▶ **CHALLENGE**: Make an exact copy of all the entries below, with the pictures left out.

▶ **EXERCISE MATERIALS**:

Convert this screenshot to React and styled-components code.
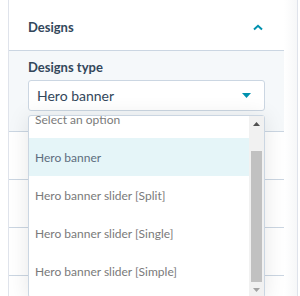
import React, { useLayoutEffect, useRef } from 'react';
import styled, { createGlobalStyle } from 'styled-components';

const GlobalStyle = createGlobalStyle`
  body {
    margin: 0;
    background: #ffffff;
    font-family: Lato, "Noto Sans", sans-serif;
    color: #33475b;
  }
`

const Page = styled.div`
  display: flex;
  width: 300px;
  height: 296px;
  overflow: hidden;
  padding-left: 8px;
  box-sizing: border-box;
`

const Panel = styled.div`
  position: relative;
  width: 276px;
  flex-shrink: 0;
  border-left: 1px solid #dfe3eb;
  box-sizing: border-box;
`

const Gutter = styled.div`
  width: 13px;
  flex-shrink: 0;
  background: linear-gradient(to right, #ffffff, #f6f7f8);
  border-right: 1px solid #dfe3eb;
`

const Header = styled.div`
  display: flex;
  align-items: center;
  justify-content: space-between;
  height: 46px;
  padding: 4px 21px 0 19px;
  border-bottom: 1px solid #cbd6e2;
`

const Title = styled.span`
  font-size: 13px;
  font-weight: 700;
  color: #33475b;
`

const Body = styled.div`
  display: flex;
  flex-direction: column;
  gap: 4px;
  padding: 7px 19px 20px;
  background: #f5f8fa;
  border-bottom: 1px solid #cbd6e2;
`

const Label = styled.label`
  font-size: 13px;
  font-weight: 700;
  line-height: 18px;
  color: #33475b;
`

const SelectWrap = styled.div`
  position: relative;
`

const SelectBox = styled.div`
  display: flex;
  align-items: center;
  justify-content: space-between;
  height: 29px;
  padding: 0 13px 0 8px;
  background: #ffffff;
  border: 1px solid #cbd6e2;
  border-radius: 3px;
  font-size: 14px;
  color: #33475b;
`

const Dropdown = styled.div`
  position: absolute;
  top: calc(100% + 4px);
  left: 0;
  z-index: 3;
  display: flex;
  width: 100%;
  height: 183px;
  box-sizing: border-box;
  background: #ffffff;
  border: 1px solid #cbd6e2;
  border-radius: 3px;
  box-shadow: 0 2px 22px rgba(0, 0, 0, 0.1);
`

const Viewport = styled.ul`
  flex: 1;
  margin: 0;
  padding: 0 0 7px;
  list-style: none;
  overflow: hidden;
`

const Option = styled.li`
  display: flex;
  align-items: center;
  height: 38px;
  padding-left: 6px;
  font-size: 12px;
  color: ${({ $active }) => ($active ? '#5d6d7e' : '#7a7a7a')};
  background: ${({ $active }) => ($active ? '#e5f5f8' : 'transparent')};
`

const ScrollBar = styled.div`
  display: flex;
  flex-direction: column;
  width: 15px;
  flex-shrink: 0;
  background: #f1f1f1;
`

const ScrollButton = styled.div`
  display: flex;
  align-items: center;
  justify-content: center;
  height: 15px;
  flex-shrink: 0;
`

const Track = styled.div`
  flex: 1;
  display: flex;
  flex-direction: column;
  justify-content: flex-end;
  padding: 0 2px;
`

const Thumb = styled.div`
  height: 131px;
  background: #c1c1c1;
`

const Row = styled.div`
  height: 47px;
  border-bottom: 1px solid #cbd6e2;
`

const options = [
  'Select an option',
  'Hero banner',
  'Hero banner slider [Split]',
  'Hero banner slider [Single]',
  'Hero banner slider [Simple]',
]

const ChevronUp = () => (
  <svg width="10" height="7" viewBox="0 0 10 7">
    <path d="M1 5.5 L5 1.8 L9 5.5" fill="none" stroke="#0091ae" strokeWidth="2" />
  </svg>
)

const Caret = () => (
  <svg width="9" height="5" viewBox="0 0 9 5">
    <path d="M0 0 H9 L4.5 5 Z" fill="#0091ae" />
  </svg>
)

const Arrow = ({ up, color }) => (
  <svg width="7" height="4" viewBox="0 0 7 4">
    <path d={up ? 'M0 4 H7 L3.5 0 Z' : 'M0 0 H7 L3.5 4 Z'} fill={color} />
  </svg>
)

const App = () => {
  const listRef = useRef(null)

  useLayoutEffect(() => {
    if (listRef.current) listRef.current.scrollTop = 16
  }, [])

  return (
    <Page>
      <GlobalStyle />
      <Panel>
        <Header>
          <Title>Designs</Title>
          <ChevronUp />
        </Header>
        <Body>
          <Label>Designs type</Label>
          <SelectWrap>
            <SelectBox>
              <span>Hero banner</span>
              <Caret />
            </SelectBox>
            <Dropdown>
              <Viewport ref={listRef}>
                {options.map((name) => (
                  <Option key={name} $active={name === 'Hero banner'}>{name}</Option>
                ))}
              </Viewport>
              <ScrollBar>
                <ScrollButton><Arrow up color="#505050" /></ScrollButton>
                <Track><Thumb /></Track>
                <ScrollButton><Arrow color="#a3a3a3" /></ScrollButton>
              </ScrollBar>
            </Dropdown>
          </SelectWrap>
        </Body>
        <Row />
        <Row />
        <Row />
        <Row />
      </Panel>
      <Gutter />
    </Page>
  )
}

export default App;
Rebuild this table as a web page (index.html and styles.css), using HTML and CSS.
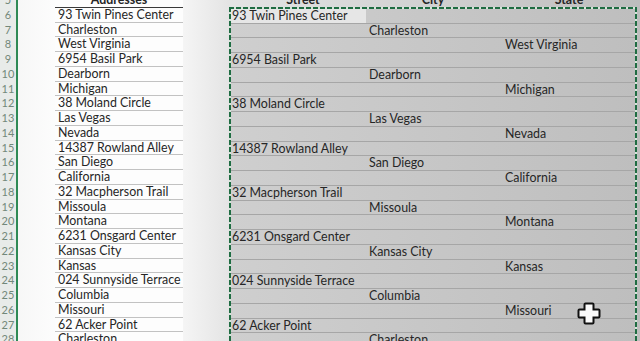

▶ **FINAL RESULT**:
Convert this screenshot to React and styled-components code.
import React, { useLayoutEffect, useRef } from 'react';
import styled, { createGlobalStyle } from 'styled-components';

const GlobalStyle = createGlobalStyle`
  body {
    margin: 0;
    background: #ffffff;
    font-family: Lato, "Noto Sans", sans-serif;
    color: #33475b;
  }
`

const Page = styled.div`
  display: flex;
  width: 300px;
  height: 296px;
  overflow: hidden;
  padding-left: 8px;
  box-sizing: border-box;
`

const Panel = styled.div`
  position: relative;
  width: 276px;
  flex-shrink: 0;
  border-left: 1px solid #dfe3eb;
  box-sizing: border-box;
`

const Gutter = styled.div`
  width: 13px;
  flex-shrink: 0;
  background: linear-gradient(to right, #ffffff, #f6f7f8);
  border-right: 1px solid #dfe3eb;
`

const Header = styled.div`
  display: flex;
  align-items: center;
  justify-content: space-between;
  height: 46px;
  padding: 4px 21px 0 19px;
  border-bottom: 1px solid #cbd6e2;
`

const Title = styled.span`
  font-size: 13px;
  font-weight: 700;
  color: #33475b;
`

const Body = styled.div`
  display: flex;
  flex-direction: column;
  gap: 4px;
  padding: 7px 19px 20px;
  background: #f5f8fa;
  border-bottom: 1px solid #cbd6e2;
`

const Label = styled.label`
  font-size: 13px;
  font-weight: 700;
  line-height: 18px;
  color: #33475b;
`

const SelectWrap = styled.div`
  position: relative;
`

const SelectBox = styled.div`
  display: flex;
  align-items: center;
  justify-content: space-between;
  height: 29px;
  padding: 0 13px 0 8px;
  background: #ffffff;
  border: 1px solid #cbd6e2;
  border-radius: 3px;
  font-size: 14px;
  color: #33475b;
`

const Dropdown = styled.div`
  position: absolute;
  top: calc(100% + 4px);
  left: 0;
  z-index: 3;
  display: flex;
  width: 100%;
  height: 183px;
  box-sizing: border-box;
  background: #ffffff;
  border: 1px solid #cbd6e2;
  border-radius: 3px;
  box-shadow: 0 2px 22px rgba(0, 0, 0, 0.1);
`

const Viewport = styled.ul`
  flex: 1;
  margin: 0;
  padding: 0 0 7px;
  list-style: none;
  overflow: hidden;
`

const Option = styled.li`
  display: flex;
  align-items: center;
  height: 38px;
  padding-left: 6px;
  font-size: 12px;
  color: ${({ $active }) => ($active ? '#5d6d7e' : '#7a7a7a')};
  background: ${({ $active }) => ($active ? '#e5f5f8' : 'transparent')};
`

const ScrollBar = styled.div`
  display: flex;
  flex-direction: column;
  width: 15px;
  flex-shrink: 0;
  background: #f1f1f1;
`

const ScrollButton = styled.div`
  display: flex;
  align-items: center;
  justify-content: center;
  height: 15px;
  flex-shrink: 0;
`

const Track = styled.div`
  flex: 1;
  display: flex;
  flex-direction: column;
  justify-content: flex-end;
  padding: 0 2px;
`

const Thumb = styled.div`
  height: 131px;
  background: #c1c1c1;
`

const Row = styled.div`
  height: 47px;
  border-bottom: 1px solid #cbd6e2;
`

const options = [
  'Select an option',
  'Hero banner',
  'Hero banner slider [Split]',
  'Hero banner slider [Single]',
  'Hero banner slider [Simple]',
]

const ChevronUp = () => (
  <svg width="10" height="7" viewBox="0 0 10 7">
    <path d="M1 5.5 L5 1.8 L9 5.5" fill="none" stroke="#0091ae" strokeWidth="2" />
  </svg>
)

const Caret = () => (
  <svg width="9" height="5" viewBox="0 0 9 5">
    <path d="M0 0 H9 L4.5 5 Z" fill="#0091ae" />
  </svg>
)

const Arrow = ({ up, color }) => (
  <svg width="7" height="4" viewBox="0 0 7 4">
    <path d={up ? 'M0 4 H7 L3.5 0 Z' : 'M0 0 H7 L3.5 4 Z'} fill={color} />
  </svg>
)

const App = () => {
  const listRef = useRef(null)

  useLayoutEffect(() => {
    if (listRef.current) listRef.current.scrollTop = 16
  }, [])

  return (
    <Page>
      <GlobalStyle />
      <Panel>
        <Header>
          <Title>Designs</Title>
          <ChevronUp />
        </Header>
        <Body>
          <Label>Designs type</Label>
          <SelectWrap>
            <SelectBox>
              <span>Hero banner</span>
              <Caret />
            </SelectBox>
            <Dropdown>
              <Viewport ref={listRef}>
                {options.map((name) => (
                  <Option key={name} $active={name === 'Hero banner'}>{name}</Option>
                ))}
              </Viewport>
              <ScrollBar>
                <ScrollButton><Arrow up color="#505050" /></ScrollButton>
                <Track><Thumb /></Track>
                <ScrollButton><Arrow color="#a3a3a3" /></ScrollButton>
              </ScrollBar>
            </Dropdown>
          </SelectWrap>
        </Body>
        <Row />
        <Row />
        <Row />
        <Row />
      </Panel>
      <Gutter />
    </Page>
  )
}

export default App;
Rebuild this table as a web page (index.html and styles.css), using HTML and CSS.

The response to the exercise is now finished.